May 26 16:41:44 logcollector-audit-01 grafana-agent[230568]: ts=2023-05-26T14:41:44.278181006Z caller=main.go:71 level=error msg="error creating the agent server entrypoint" err="unable to apply config for integrations: unable to create logs instance: failed to make syslog target manager: invalid match stage config: invalid selector syntax for match stage: parse error at line 1, col 5: syntax error: unexpected IDENTIFIER, expecting = or != or =~ or !~"
May 26 16:41:43 logcollector-audit-01 grafana-agent[230556]: ts=2023-05-26T14:41:43.513177839Z caller=main.go:71 level=error msg="error creating the agent server entrypoint" err="unable to apply config for integrations: unable to create logs instance: failed to make syslog target manager: invalid match stage config: invalid selector syntax for match stage: parse error at line 1, col 5: syntax error: unexpected IDENTIFIER, expecting = or != or =~ or !~"

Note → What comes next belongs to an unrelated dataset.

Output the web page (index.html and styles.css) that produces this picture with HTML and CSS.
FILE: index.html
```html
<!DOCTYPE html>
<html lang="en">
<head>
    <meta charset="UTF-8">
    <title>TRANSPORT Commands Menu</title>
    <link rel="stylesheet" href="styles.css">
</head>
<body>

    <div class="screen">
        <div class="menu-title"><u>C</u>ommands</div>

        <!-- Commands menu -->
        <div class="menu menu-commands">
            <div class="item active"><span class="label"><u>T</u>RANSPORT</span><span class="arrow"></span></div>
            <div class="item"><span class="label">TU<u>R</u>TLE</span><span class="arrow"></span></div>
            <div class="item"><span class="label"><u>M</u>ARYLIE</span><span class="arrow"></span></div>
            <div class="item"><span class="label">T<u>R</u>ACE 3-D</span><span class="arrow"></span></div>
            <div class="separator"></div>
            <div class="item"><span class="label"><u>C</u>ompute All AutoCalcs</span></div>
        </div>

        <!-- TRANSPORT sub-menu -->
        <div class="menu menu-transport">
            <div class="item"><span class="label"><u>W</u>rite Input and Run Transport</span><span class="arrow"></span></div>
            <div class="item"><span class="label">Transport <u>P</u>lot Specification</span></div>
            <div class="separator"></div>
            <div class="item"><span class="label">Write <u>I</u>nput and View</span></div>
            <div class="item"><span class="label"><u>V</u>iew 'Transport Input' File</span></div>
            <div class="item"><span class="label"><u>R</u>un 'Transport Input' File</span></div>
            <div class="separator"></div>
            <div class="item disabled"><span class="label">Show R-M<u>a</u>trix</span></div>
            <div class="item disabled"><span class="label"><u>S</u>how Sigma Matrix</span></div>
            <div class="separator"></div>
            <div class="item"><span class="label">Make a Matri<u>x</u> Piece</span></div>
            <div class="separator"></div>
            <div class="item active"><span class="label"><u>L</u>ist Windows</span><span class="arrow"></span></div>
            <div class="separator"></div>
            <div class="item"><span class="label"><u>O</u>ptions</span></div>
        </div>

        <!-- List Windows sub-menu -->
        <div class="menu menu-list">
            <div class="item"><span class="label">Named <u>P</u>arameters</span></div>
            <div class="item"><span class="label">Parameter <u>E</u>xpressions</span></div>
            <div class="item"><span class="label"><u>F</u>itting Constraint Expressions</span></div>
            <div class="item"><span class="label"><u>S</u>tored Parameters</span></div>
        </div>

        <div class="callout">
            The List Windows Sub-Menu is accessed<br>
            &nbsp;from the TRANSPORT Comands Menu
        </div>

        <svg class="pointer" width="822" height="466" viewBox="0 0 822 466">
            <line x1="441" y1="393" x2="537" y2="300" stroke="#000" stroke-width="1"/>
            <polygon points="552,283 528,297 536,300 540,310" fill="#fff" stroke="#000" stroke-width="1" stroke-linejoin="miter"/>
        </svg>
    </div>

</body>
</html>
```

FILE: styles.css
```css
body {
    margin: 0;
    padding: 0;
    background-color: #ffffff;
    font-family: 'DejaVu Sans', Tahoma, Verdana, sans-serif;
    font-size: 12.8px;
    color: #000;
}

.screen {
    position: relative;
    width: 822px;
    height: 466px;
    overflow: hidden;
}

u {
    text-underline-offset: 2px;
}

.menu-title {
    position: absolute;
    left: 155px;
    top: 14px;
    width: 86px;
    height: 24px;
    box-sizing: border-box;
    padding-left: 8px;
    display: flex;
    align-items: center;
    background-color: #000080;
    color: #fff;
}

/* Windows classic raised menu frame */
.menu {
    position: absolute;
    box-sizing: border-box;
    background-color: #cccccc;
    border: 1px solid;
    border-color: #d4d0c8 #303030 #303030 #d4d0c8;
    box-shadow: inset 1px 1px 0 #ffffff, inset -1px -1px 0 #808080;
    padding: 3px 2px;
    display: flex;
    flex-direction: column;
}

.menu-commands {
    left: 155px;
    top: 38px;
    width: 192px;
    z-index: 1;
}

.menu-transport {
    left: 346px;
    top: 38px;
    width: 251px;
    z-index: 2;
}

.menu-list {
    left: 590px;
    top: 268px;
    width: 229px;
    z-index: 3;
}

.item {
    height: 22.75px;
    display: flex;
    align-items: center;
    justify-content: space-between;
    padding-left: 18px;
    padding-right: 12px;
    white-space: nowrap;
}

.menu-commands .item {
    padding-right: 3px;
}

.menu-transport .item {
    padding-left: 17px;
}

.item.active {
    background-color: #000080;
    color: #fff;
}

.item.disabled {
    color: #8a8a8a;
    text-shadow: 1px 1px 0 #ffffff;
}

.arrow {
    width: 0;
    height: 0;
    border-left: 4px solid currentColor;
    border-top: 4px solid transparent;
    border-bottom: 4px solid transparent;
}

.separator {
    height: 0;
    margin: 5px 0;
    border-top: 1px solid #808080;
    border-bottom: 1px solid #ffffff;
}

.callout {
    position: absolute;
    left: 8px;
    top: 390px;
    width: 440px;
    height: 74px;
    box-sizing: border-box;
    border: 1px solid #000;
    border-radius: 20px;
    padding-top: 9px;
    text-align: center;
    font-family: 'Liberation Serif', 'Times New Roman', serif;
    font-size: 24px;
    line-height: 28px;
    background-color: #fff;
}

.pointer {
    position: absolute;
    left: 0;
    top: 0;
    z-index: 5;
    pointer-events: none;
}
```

tpaschalis commented 1 year ago

I'm removing the bug label for now in favor of enhancement. The Agent logs everything to stderr which are then picked up by systemd with the same priority.

It would take a lot of effort for the Agent to log directly to journald with the correct level; on the other hand, you can use pipeline_stages to parse the Agent's log line and use that to set the level label instead of depending on the __journal_priority_keyword key.